Debt in Real Estate Investing: How Borrowed Money Builds Wealth (or Destroys It)
My mother used to say, "revolving debt makes the world go round", and it's true. Banks make money by lending money. They borrow from depositors at low rates, lend that money out at higher rates, and pocket the spread. The system depends on people borrowing, spending, and repaying. Without debt, the banking system collapses. Without the banking system, modern real estate doesn't exist.
Most people never think about this. They see a mortgage as a personal problem—"how do I afford this house?"—without seeing the foundation underneath, that their debt is a product, that banks are incentivized to lend, and that the entire real estate market is built on the assumption that borrowing money is normal, acceptable, and profitable for everyone except the person holding the debt.
Understanding this changes how you approach leverage as an investor. You're not begging a bank for money. You're participating in a system where banks need you to borrow. The question stops being "Can I afford this debt?" and becomes "Can I use this debt to build wealth faster than I pay interest?"
What Debt Really Is
Debt in real estate is borrowed capital used to acquire property, with the property serving as collateral. You borrow money, the lender liens said property, and you repay the loan over time from rental income or sale proceeds. The lender gets interest. You control the asset.
The Capital Stack Equity vs. Debt
When you buy investment real estate, you combine two types of capital, and they're treated very differently.
Equity is your cash invested in the deal. Equity owners share in upside and downside. If the property appreciates, you capture that gain. If it loses value, you lose first—and potentially everything. You also get whatever cash flow remains after debt is paid.
Debt is borrowed capital repaid with interest, regardless of performance. Lenders get paid first—that's called priority of repayment. In a foreclosure, the lender recovers their money before equity holders see a dime. In exchange for this security, lenders accept a fixed return through interest plus fees. They don't share in appreciation or excess cash flow.
How a Leveraged Deal Actually Works
You've put down 25% equity and financed 75%, known as loan-to-value or LTV. The lender records a mortgage—if you stop paying, they foreclose and take the property back.
The property rents for $2,500/month. Gross income is $30,000/year. After taxes, insurance, maintenance, and the inevitable vacancy periods when tenants don't pay, your net operating income (NOI)—what's left to pay debt and keep as profit—is $8,000/year.
Your loan payment runs roughly $1,800/month, or $21,600/year. Debt service comes first. The lender gets paid before you see a dime.
Here's the problem. $8,000 NOI minus $21,600 debt service equals negative $13,600. You're paying out of pocket every month.

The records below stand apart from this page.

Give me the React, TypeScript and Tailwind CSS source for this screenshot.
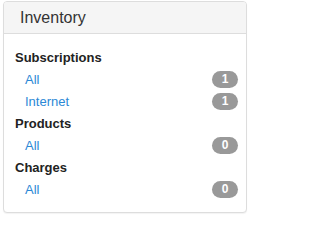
import React from "react";

const sections = [
  { title: "Subscriptions", items: [{ label: "All", count: 1 }, { label: "Internet", count: 1 }] },
  { title: "Products", items: [{ label: "All", count: 0 }] },
  { title: "Charges", items: [{ label: "All", count: 0 }] },
];

export default function App() {
  return (
    <div className="w-[250px] h-[220px] bg-white pl-[3px] pt-[1px]" style={{ fontFamily: '"Liberation Sans", Arial, sans-serif' }}>
      <div className="w-[244px] h-[212px] border border-[#dddddd] rounded-[4px] shadow-[0_1px_1px_rgba(0,0,0,0.05)] bg-white overflow-hidden">
        <div className="h-[32px] bg-[#f5f5f5] border-b border-[#dddddd] pl-[16px] flex items-center text-[16px] text-[#333333]">
          Inventory
        </div>
        <div className="pt-[13px] pl-[11px] pr-[8px]">
          {sections.map((s) => (
            <div key={s.title}>
              <div className="h-[22px] leading-[22px] text-[13px] font-bold text-[#222222]">{s.title}</div>
              {s.items.map((it, i) => (
                <div key={i} className="h-[22px] flex items-center justify-between pl-[10px]">
                  <span className="text-[13px] leading-[22px] text-[#2b88d6]">{it.label}</span>
                  <span className="w-[26px] h-[17px] -mt-[2px] rounded-full bg-[#999999] text-white text-[12px] font-semibold flex items-center justify-center leading-none">
                    {it.count}
                  </span>
                </div>
              ))}
            </div>
          ))}
        </div>
      </div>
    </div>
  );
}
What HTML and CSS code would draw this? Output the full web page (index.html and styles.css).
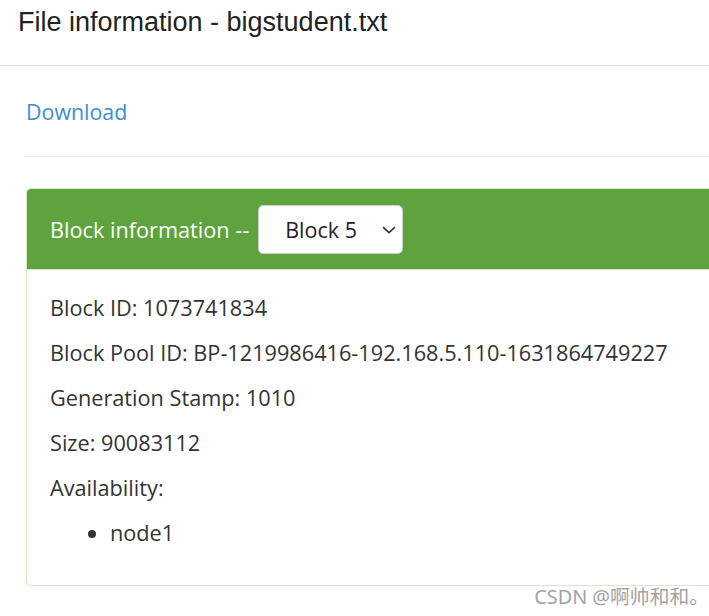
FILE: index.html
```html
<!DOCTYPE html>
<html>
<head>
<meta charset="utf-8">
<link rel="stylesheet" href="styles.css">
</head>
<body>
<div class="modal">
  <div class="modal-header">
    <h4 class="modal-title">File information - bigstudent.txt</h4>
  </div>
  <div class="modal-body">
    <div class="download-row"><a class="download" href="#">Download</a></div>
    <hr class="divider">
    <div class="panel">
      <div class="panel-heading">
        <span class="panel-title">Block information --</span>
        <div class="select">
          <span class="select-text">Block 5</span>
          <svg class="chevron" width="14" height="8" viewBox="0 0 14 8"><path d="M1 1.2 L7 6.6 L13 1.2" fill="none" stroke="#333" stroke-width="1.6"/></svg>
        </div>
      </div>
      <div class="panel-body">
        <p class="line">Block ID: 1073741834</p>
        <p class="line">Block Pool ID: BP-1219986416-192.168.5.110-1631864749227</p>
        <p class="line">Generation Stamp: 1010</p>
        <p class="line">Size: 90083112</p>
        <p class="line">Availability:</p>
        <ul class="nodes">
          <li class="node">node1</li>
        </ul>
      </div>
    </div>
  </div>
</div>
<div class="watermark">CSDN @啊帅和和。</div>
</body>
</html>
```
FILE: styles.css
```css
html, body {
  margin: 0;
  padding: 0;
  overflow: hidden;
  background: #fff;
}
body {
  width: 709px;
  height: 616px;
  position: relative;
  font-family: "Open Sans", "Noto Sans", sans-serif;
  color: #333;
}
.modal {
  width: 900px;
}
.modal-header {
  padding: 7px 18px 28px;
  border-bottom: 1px solid #e5e5e5;
}
.modal-title {
  margin: 0;
  font-family: "Liberation Sans", Arial, sans-serif;
  font-weight: normal;
  font-size: 27px;
  line-height: 30px;
  color: #222;
}
.modal-body {
  padding: 0 0 0 25px;
}
.download-row {
  height: 90px;
  display: flex;
  align-items: center;
  padding-left: 1px;
}
.download {
  font-size: 21.4px;
  color: #3e8dd0;
  text-decoration: none;
}
.divider {
  margin: 0;
  border: 0;
  border-top: 1px solid #eaeaea;
}
.panel {
  margin-top: 31px;
  margin-left: 1px;
  border: 1px solid #d6e9c6;
  border-radius: 5px;
  overflow: hidden;
}
.panel-heading {
  background: #5fa33e;
  height: 80px;
  border-bottom: 1px solid #d6e9c6;
  display: flex;
  align-items: center;
  padding-left: 23px;
  color: #fff;
}
.panel-title {
  font-size: 21.7px;
  margin-right: 9px;
}
.select {
  width: 145px;
  height: 49px;
  box-sizing: border-box;
  background: #fff;
  border: 1px solid #ccc;
  border-radius: 5px;
  display: flex;
  align-items: center;
  padding: 0 6px 0 26px;
  color: #222;
  margin-top: 1px;
}
.select-text {
  font-size: 21.5px;
  flex: 1;
}
.chevron {
  display: block;
}
.panel-body {
  padding: 15px 23px 30px;
}
.line {
  margin: 0;
  font-size: 21.7px;
  line-height: 45px;
}
.nodes {
  margin: 0;
  padding-left: 60px;
}
.node {
  font-size: 21.7px;
  line-height: 45px;
}
.watermark {
  position: absolute;
  right: 0;
  bottom: 6px;
  font-family: "Noto Sans", "Noto Sans CJK SC", sans-serif;
  font-size: 19.8px;
  color: #a3a3a3;
}
```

In investor lingo, "this doesn't pencil out."
Enter DSCR
Debt Service Coverage Ratio is how a building qualifies for a loan. It's a simple calculation—net operating income divided by annual debt service—that tells lenders whether a property generates enough cash flow to cover its mortgage payments. If a property has $100,000 in NOI and $80,000 in annual debt service, the DSCR is 1.25 it will qualify for a loan. If it has $100,000 in NOI and $120,000 in debt service, the DSCR is 0.83 and won’t qualify for a loan.

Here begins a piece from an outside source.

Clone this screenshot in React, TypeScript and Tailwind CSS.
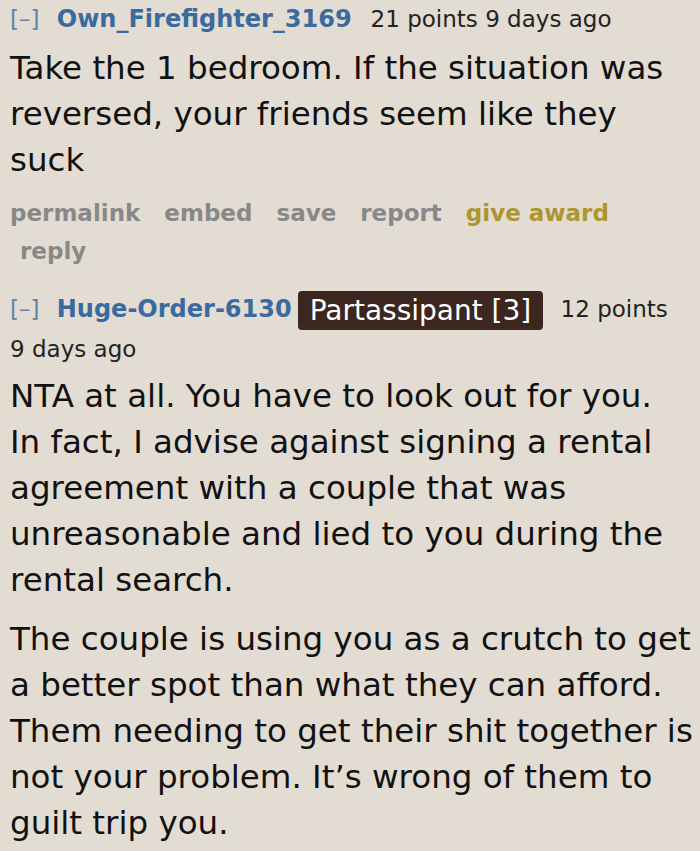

DSCR is the golden rule investors live by. You find a property that doesn't quite pencil out. Maybe the numbers work at 1.15 DSCR but lenders want 1.25. So you add capital. You put in more money to cover the shortfall between what the property generates and what the debt requires. That extra equity cushions the deal, improves the DSCR, and suddenly the property qualifies.
This is how experienced investors think about leverage. They don't maximize debt. They maximize the property's ability to service debt by investing enough equity to make the DSCR work. Lenders use DSCR as their primary risk filter because it answers the only question that matters to them. Can this property's income pay this loan? Master DSCR and you can qualify any deal in seconds. Ignore it and you'll chase financing on properties that were dead on arrival.
Why Investors Use Debt
Debt amplifies returns in ways equity alone never can. Buy a $400,000 property with $100,000 cash and it appreciates to $500,000; you've made $100,000 on your $100,000 investment—a 100% return on equity even though the property only appreciated 25%. The lender's $300,000 doesn't grow. All appreciation flows to you. This is leverage working perfectly. You control a larger asset with smaller capital and keep all the upside.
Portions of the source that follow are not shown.